La plus courte des symphonies de Brahms
On sent Gardiner pressé d'arriver aux choses sérieuses, cette symphonie de Brahms, la 3e, sans doute choisie parce que c'est la plus courte et qu'il y a déjà couvre-feu. On imagine au passage le confort de musiciens si professionnels (et d'un chef de cette envergure) réduits à de pareilles contingences qui sont si contraires à leur métier. On n'ose supposer que la manière dont Gardiner empoigne l'oeuvre tient aussi à la nécessité de tenir l'horaire. C'est dirigé droit (un peu trop), sans alanguissement, sans trop de tendresse, en tenant ses troupes et en leur faisant confiance -pas constamment justifiée, quelques incertitudes de rythmes dans ce mouvement qui est le plus difficile, avec ses chants et contrechants où il faut une précision infaillible (les cuivres sont d'ailleurs un peu massifs). Mais le flux et le reflux de ces vagues sonores qui s'enflent et se résolvent et respirent de nouveau sont bien rendus.

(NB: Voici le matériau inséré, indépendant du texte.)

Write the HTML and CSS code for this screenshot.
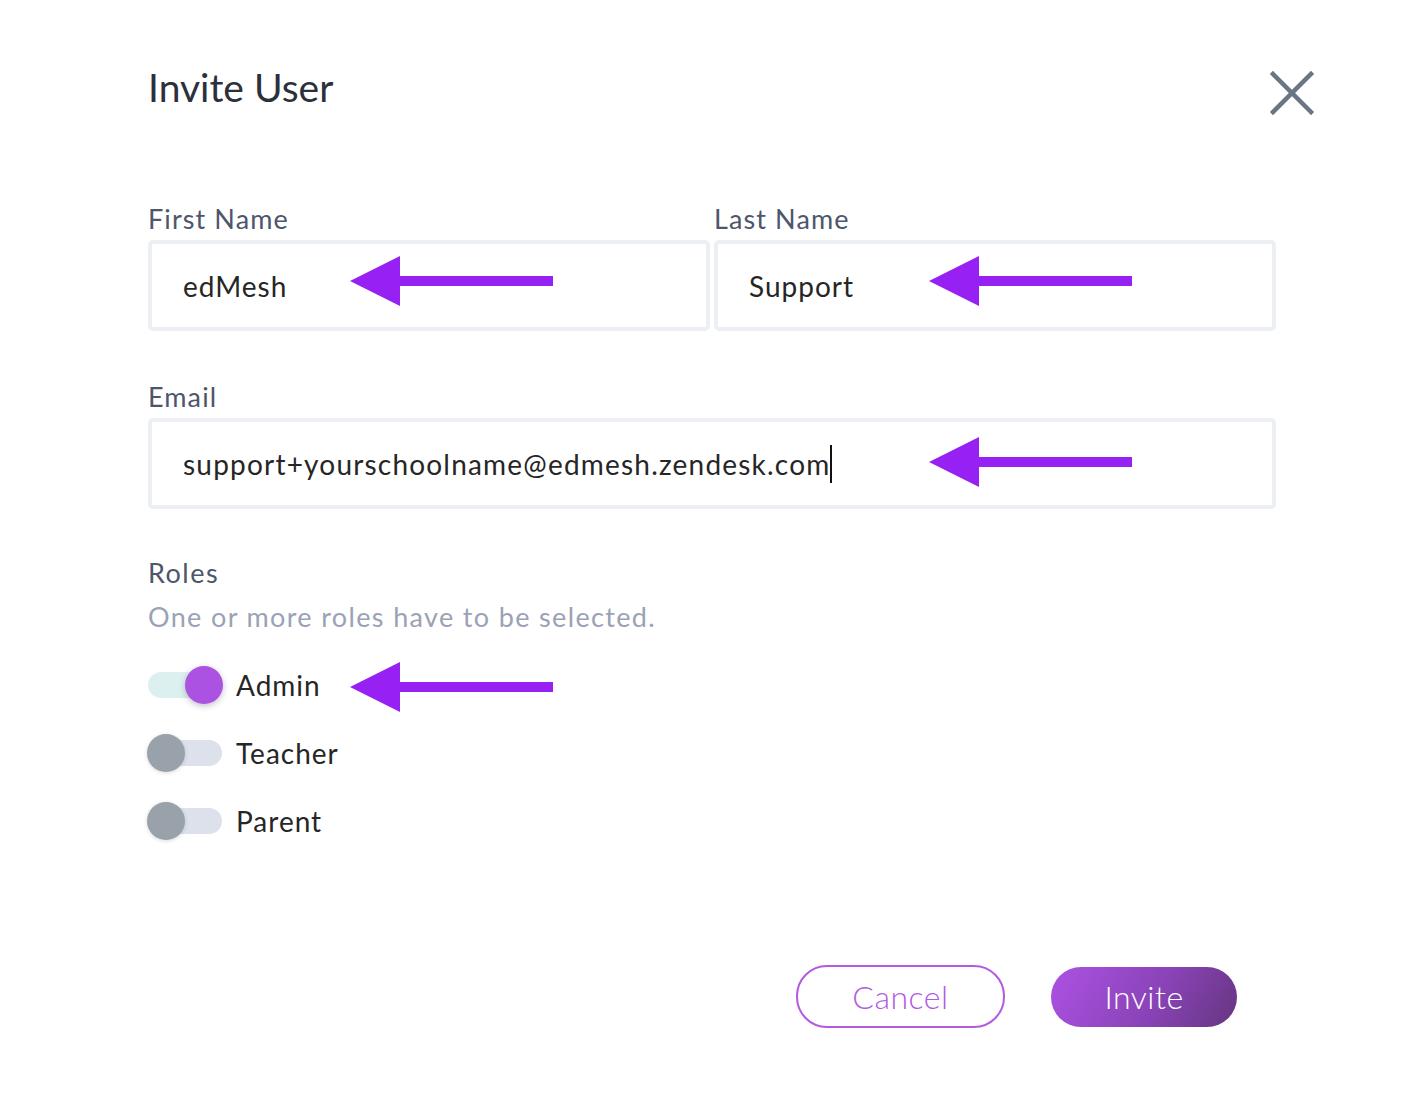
FILE: index.html
```html
<!DOCTYPE html>
<html lang="en">
<head>
    <meta charset="UTF-8">
    <meta name="viewport" content="width=device-width, initial-scale=1.0">
    <title>Invite User</title>
    <link rel="stylesheet" href="styles.css">
</head>
<body>
    <div class="modal">
        <!-- Header -->
        <div class="modal-header">
            <h2>Invite User</h2>
            <button type="button" class="close-btn" aria-label="Close">
                <svg width="46" height="46" viewBox="0 0 46 46">
                    <path d="M4 4 L42 42 M42 4 L4 42" stroke="#6b7684" stroke-width="4.5" stroke-linecap="square"/>
                </svg>
            </button>
        </div>

        <form class="invite-form">
            <!-- Name Fields -->
            <div class="name-row">
                <div class="field">
                    <label for="firstName">First Name</label>
                    <div class="input-wrap">
                        <input type="text" id="firstName" value="edMesh">
                        <svg class="arrow" width="204" height="52" viewBox="0 0 204 52"><path d="M0 26 L50 1 L50 21 L203 21 L203 31 L50 31 L50 51 Z" fill="#9621f2"/></svg>
                    </div>
                </div>
                <div class="field">
                    <label for="lastName">Last Name</label>
                    <div class="input-wrap">
                        <input type="text" id="lastName" value="Support">
                        <svg class="arrow arrow-last" width="204" height="52" viewBox="0 0 204 52"><path d="M0 26 L50 1 L50 21 L203 21 L203 31 L50 31 L50 51 Z" fill="#9621f2"/></svg>
                    </div>
                </div>
            </div>

            <!-- Email -->
            <div class="field">
                <label for="email">Email</label>
                <div class="input-wrap">
                    <div class="input-box email-box" id="email">support+yourschoolname@edmesh.zendesk.com<span class="caret"></span></div>
                    <svg class="arrow arrow-email" width="204" height="52" viewBox="0 0 204 52"><path d="M0 26 L50 1 L50 21 L203 21 L203 31 L50 31 L50 51 Z" fill="#9621f2"/></svg>
                </div>
            </div>

            <!-- Roles -->
            <div class="roles">
                <h3>Roles</h3>
                <p class="hint">One or more roles have to be selected.</p>
                <div class="role-list">
                    <div class="role on">
                        <span class="toggle"><span class="knob"></span></span>
                        <span class="role-name">Admin</span>
                        <svg class="arrow arrow-role" width="204" height="52" viewBox="0 0 204 52"><path d="M0 26 L50 1 L50 21 L203 21 L203 31 L50 31 L50 51 Z" fill="#9621f2"/></svg>
                    </div>
                    <div class="role">
                        <span class="toggle"><span class="knob"></span></span>
                        <span class="role-name">Teacher</span>
                    </div>
                    <div class="role">
                        <span class="toggle"><span class="knob"></span></span>
                        <span class="role-name">Parent</span>
                    </div>
                </div>
            </div>

            <!-- Buttons -->
            <div class="bottom-buttons">
                <button type="button" class="btn-cancel">Cancel</button>
                <button type="submit" class="btn-invite">Invite</button>
            </div>
        </form>
    </div>
</body>
</html>
```
FILE: styles.css
```css
/* General Styles */
* {
    margin: 0;
    padding: 0;
    box-sizing: border-box;
}
body {
    font-family: Lato, "Noto Sans", sans-serif;
    background: #ffffff;
    color: #222;
}
.modal {
    width: 1128px;
    margin-left: 148px;
    padding-top: 64px;
}
.modal-header {
    display: flex;
    justify-content: space-between;
    align-items: flex-start;
    height: 138px;
}
.modal-header h2 {
    font-size: 39px;
    font-weight: 400;
    color: #2b303b;
}
.close-btn {
    background: none;
    border: none;
    margin-right: -39px;
    margin-top: 6px;
    cursor: pointer;
}

/* Fields */
.name-row {
    display: grid;
    grid-template-columns: 1fr 1fr;
    gap: 4px;
}
.field label {
    display: block;
    font-size: 27px;
    color: #4d566a;
    height: 38px;
    letter-spacing: 1.1px;
}
.input-wrap {
    position: relative;
}
.field input,
.input-box {
    width: 100%;
    height: 91px;
    border: 4px solid #eceff4;
    border-radius: 5px;
    padding: 0 31px;
    font-family: inherit;
    font-size: 28px;
    color: #262626;
    outline: none;
    letter-spacing: 1px;
}
.input-box {
    display: flex;
    align-items: center;
}
.email-box {
    letter-spacing: 1.2px;
}
.caret {
    display: inline-block;
    width: 2px;
    height: 38px;
    background: #111;
}
.invite-form > .field {
    margin-top: 49px;
}

/* Annotation arrows */
.arrow {
    position: absolute;
    left: 202px;
    top: 15px;
}
.arrow-last {
    left: 215px;
}
.arrow-email {
    left: 781px;
    top: 18px;
}
.arrow-role {
    left: 202px;
    top: -5px;
}

/* Roles */
.roles {
    margin-top: 47px;
}
.roles h3 {
    font-size: 27px;
    font-weight: 400;
    color: #4d566a;
    height: 44px;
    letter-spacing: 1.5px;
}
.hint {
    font-size: 27px;
    color: #9aa2b5;
    letter-spacing: 1.35px;
}
.role-list {
    margin-top: 33px;
    display: flex;
    flex-direction: column;
    gap: 30px;
}
.role {
    position: relative;
    display: flex;
    align-items: center;
    gap: 14px;
    height: 38px;
}
.toggle {
    position: relative;
    width: 74px;
    height: 26px;
    border-radius: 13px;
    background: #dde1eb;
}
.knob {
    position: absolute;
    top: -6px;
    left: -1px;
    width: 38px;
    height: 38px;
    border-radius: 50%;
    background: #99a1ab;
    box-shadow: 0 1px 4px rgba(0, 0, 0, 0.15);
}
.role.on .toggle {
    background: #dcf1ef;
}
.role.on .knob {
    left: 37px;
    background: #ab52e2;
    box-shadow: 0 2px 6px rgba(60, 40, 80, 0.3);
}
.role-name {
    font-size: 28px;
    color: #262626;
    letter-spacing: 1px;
}

/* Buttons */
.bottom-buttons {
    display: flex;
    justify-content: flex-end;
    align-items: center;
    gap: 46px;
    margin-top: 125px;
    padding-right: 39px;
}
.bottom-buttons button {
    font-family: inherit;
    font-size: 32px;
    font-weight: 300;
    border-radius: 31px;
    cursor: pointer;
    letter-spacing: 0.5px;
}
.btn-cancel {
    width: 209px;
    height: 63px;
    background: #fff;
    border: 2px solid #b35ae2;
    color: #b35ae2;
}
.btn-invite {
    width: 186px;
    height: 60px;
    border: none;
    color: #fff;
    background: linear-gradient(120deg, #ad52e4 0%, #8a43b8 55%, #653680 100%);
}
```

Ombres noires et réveil tranchant
L'andante est très beau, là aussi dans la volonté de Gardiner d'échapper à l'alanguissement. La musique chante, les bois installent une sérénade qui conduit à une nuit arrivant si vite et qui menace d'être perpétuelle; le sentiment champêtre se pare alors d'ombres bien noires. Le hautbois d'Olivier Doise, la clarinette de Nicolas Baldeyrou, les trombones qui renforcent le sentiment d'angoisse: des éclats qui s'incrustent dans le sommeil qui vient. Et c'est ce sommeil-là qui nous berce dans le fameux troisième mouvement avec ces phrases qui, là aussi, se distendent, se replient, respirent sans effet de manche, où la veille affleure derrière la tendresse des thèmes.
Réveil tranchant, accords écrasants. Cuivres qui ne saturent rien mais sont là, martiaux. La fougue, l'agitation farouche et Gardiner dirige à grands coups d'épée, accélérant peu à peu, même les moments de poésie sont simplement des soupirs, des respirations sylvestres. L'orchestre suit, dans ces circonstances bizarres où chef et musiciens seront longuement applaudis. Plus qu'ils le méritent? Ce serait injuste. Autant, au moins, qu'ils nous ont fait comprendre, avec cette 3e symphonie sans complaisance, sans abandon, sans séduction excessive, les temps que nous allions connaître. Est-ce là l'intuition des grands artistes?
Orchestre philharmonique de Radio-France, direction Sir John Eliot Gardiner: Beethoven (Ah! Perfido, avec Camilla Tilling, soprano), Mendelssohn (Es ist genug, air d' Elias, avec Tareg Nazmi, baryton), Brahms (Symphonie n° 3) Auditorium de Radio-France, Paris, le 17 octobre.